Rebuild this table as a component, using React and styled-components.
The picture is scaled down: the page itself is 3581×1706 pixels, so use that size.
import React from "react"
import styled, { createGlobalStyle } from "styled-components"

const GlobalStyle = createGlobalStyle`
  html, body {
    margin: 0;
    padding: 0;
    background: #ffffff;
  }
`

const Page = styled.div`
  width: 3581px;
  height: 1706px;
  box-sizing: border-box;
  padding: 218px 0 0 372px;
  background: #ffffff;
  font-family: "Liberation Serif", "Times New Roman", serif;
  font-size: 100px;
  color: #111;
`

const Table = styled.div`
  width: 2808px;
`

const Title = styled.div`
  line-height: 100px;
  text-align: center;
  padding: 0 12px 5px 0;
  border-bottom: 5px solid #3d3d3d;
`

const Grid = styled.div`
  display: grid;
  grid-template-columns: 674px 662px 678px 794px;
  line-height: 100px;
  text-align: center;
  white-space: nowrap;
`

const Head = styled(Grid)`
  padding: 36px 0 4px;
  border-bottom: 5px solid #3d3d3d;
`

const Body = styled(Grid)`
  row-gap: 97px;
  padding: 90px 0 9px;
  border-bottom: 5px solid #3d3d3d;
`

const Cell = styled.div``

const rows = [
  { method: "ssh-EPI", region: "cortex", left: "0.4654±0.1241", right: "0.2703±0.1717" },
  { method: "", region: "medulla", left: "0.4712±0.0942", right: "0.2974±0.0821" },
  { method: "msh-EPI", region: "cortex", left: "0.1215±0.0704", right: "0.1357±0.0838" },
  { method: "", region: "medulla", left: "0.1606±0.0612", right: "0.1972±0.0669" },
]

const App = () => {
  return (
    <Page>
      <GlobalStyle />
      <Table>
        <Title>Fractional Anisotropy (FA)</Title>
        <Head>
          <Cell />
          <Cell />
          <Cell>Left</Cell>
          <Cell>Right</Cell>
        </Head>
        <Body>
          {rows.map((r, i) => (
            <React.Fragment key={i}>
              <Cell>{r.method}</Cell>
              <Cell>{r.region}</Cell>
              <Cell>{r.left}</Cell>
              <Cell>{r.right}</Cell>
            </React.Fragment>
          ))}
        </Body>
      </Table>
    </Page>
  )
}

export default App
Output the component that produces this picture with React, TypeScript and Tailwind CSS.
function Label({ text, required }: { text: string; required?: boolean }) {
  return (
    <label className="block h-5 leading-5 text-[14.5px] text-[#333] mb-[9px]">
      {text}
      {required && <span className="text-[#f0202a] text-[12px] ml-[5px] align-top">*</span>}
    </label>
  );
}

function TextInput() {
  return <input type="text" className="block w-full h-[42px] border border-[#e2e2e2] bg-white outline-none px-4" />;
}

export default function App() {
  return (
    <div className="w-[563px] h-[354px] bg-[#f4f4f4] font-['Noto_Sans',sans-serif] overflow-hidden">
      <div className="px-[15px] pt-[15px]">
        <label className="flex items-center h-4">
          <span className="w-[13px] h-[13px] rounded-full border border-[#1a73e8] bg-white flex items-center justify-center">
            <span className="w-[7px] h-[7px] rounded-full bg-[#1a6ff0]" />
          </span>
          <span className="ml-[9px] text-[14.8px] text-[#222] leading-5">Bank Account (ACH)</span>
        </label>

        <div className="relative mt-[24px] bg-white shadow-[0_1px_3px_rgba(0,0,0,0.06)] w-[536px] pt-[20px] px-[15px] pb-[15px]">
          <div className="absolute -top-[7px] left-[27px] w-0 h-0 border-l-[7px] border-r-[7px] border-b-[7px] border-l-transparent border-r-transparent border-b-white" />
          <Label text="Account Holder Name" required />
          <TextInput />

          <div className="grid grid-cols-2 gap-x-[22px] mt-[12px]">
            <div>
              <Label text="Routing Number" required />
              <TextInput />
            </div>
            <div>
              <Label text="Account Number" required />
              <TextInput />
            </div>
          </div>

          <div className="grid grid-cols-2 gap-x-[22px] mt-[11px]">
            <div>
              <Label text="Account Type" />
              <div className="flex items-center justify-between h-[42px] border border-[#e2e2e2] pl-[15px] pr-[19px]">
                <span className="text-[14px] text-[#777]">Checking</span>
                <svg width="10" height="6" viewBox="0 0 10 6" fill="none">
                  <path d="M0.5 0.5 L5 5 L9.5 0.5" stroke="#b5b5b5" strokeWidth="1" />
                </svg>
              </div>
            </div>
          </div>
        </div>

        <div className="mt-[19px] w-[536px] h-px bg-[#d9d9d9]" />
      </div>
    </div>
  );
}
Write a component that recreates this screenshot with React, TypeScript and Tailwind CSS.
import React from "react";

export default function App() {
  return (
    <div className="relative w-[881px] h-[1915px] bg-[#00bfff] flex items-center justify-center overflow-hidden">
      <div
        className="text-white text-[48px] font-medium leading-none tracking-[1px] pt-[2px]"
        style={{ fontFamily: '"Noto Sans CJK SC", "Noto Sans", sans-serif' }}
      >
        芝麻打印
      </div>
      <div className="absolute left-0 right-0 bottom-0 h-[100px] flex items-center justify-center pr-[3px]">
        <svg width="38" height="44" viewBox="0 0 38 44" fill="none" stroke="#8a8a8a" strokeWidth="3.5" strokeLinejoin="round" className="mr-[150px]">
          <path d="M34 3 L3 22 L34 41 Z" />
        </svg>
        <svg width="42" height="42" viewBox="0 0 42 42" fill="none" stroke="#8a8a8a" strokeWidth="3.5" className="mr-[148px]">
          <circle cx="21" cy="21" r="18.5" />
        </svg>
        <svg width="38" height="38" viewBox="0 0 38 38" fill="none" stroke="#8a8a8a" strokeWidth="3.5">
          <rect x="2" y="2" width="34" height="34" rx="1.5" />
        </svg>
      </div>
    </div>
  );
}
..........
> _Exercise details_: Look over the material above and show each line where "with" appears.

> _Expected answer_:
Output the component that produces this picture with React, TypeScript and Tailwind CSS.
Write a component that recreates this screenshot with React, TypeScript and Tailwind CSS.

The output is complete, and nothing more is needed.